» Problem statement:
Your copy of the material must match it exactly, except that pictures are dropped.

» Source material:
******************************

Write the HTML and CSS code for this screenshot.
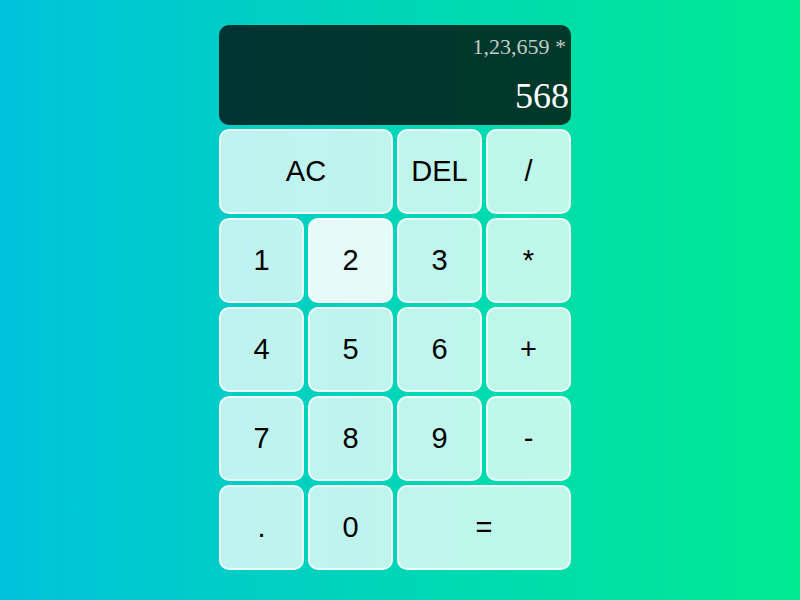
FILE: index.html
```html
<!DOCTYPE html>
<html lang="en">
<head>
<meta charset="utf-8">
<meta name="viewport" content="width=device-width, initial-scale=1">
<title>Calculator</title>
<link rel="stylesheet" href="styles.css">
</head>
<body>
<main class="calculator">
  <div class="output">
    <div class="previous">1,23,659 *</div>
    <div class="current">568</div>
  </div>
  <button class="span-two">AC</button>
  <button>DEL</button>
  <button>/</button>
  <button>1</button>
  <button class="active">2</button>
  <button>3</button>
  <button>*</button>
  <button>4</button>
  <button>5</button>
  <button>6</button>
  <button>+</button>
  <button>7</button>
  <button>8</button>
  <button>9</button>
  <button>-</button>
  <button>.</button>
  <button>0</button>
  <button class="span-two">=</button>
</main>
</body>
</html>
```

FILE: styles.css
```css
*, *::before, *::after {
  box-sizing: border-box;
}

body {
  margin: 0;
  min-height: 100vh;
  background: linear-gradient(to right, #00c2dc, #00ea92);
}

.calculator {
  display: grid;
  grid-template-columns: repeat(4, 85px);
  grid-template-rows: minmax(100px, auto) repeat(5, 85px);
  gap: 4px;
  justify-content: center;
  padding: 25px 10px 0 0;
}

.output {
  grid-column: 1 / -1;
  display: flex;
  flex-direction: column;
  align-items: flex-end;
  justify-content: space-between;
  padding: 9px 2px 8px;
  border-radius: 10px;
  background: rgba(0, 0, 0, 0.75);
  font-family: "Liberation Serif", "Times New Roman", serif;
  overflow-wrap: anywhere;
}

.previous {
  padding-right: 3px;
  color: rgba(255, 255, 255, 0.75);
  font-size: 22px;
  line-height: 26px;
}

.current {
  color: #fff;
  font-size: 36px;
  line-height: 42px;
}

button {
  padding: 0;
  border: 2px solid rgba(255, 255, 255, 0.7);
  border-radius: 10px;
  background: rgba(255, 255, 255, 0.75);
  color: #000;
  font-family: "Liberation Sans", Arial, sans-serif;
  font-size: 29px;
  cursor: pointer;
}

button:hover,
.active {
  background-color: rgba(255, 255, 255, 0.9);
}

.span-two {
  grid-column: span 2;
}
```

******************************

» Output of the task:
Write the HTML and CSS code for this screenshot.
FILE: index.html
```html
<!DOCTYPE html>
<html lang="en">
<head>
<meta charset="utf-8">
<meta name="viewport" content="width=device-width, initial-scale=1">
<title>Calculator</title>
<link rel="stylesheet" href="styles.css">
</head>
<body>
<main class="calculator">
  <div class="output">
    <div class="previous">1,23,659 *</div>
    <div class="current">568</div>
  </div>
  <button class="span-two">AC</button>
  <button>DEL</button>
  <button>/</button>
  <button>1</button>
  <button class="active">2</button>
  <button>3</button>
  <button>*</button>
  <button>4</button>
  <button>5</button>
  <button>6</button>
  <button>+</button>
  <button>7</button>
  <button>8</button>
  <button>9</button>
  <button>-</button>
  <button>.</button>
  <button>0</button>
  <button class="span-two">=</button>
</main>
</body>
</html>
```

FILE: styles.css
```css
*, *::before, *::after {
  box-sizing: border-box;
}

body {
  margin: 0;
  min-height: 100vh;
  background: linear-gradient(to right, #00c2dc, #00ea92);
}

.calculator {
  display: grid;
  grid-template-columns: repeat(4, 85px);
  grid-template-rows: minmax(100px, auto) repeat(5, 85px);
  gap: 4px;
  justify-content: center;
  padding: 25px 10px 0 0;
}

.output {
  grid-column: 1 / -1;
  display: flex;
  flex-direction: column;
  align-items: flex-end;
  justify-content: space-between;
  padding: 9px 2px 8px;
  border-radius: 10px;
  background: rgba(0, 0, 0, 0.75);
  font-family: "Liberation Serif", "Times New Roman", serif;
  overflow-wrap: anywhere;
}

.previous {
  padding-right: 3px;
  color: rgba(255, 255, 255, 0.75);
  font-size: 22px;
  line-height: 26px;
}

.current {
  color: #fff;
  font-size: 36px;
  line-height: 42px;
}

button {
  padding: 0;
  border: 2px solid rgba(255, 255, 255, 0.7);
  border-radius: 10px;
  background: rgba(255, 255, 255, 0.75);
  color: #000;
  font-family: "Liberation Sans", Arial, sans-serif;
  font-size: 29px;
  cursor: pointer;
}

button:hover,
.active {
  background-color: rgba(255, 255, 255, 0.9);
}

.span-two {
  grid-column: span 2;
}
```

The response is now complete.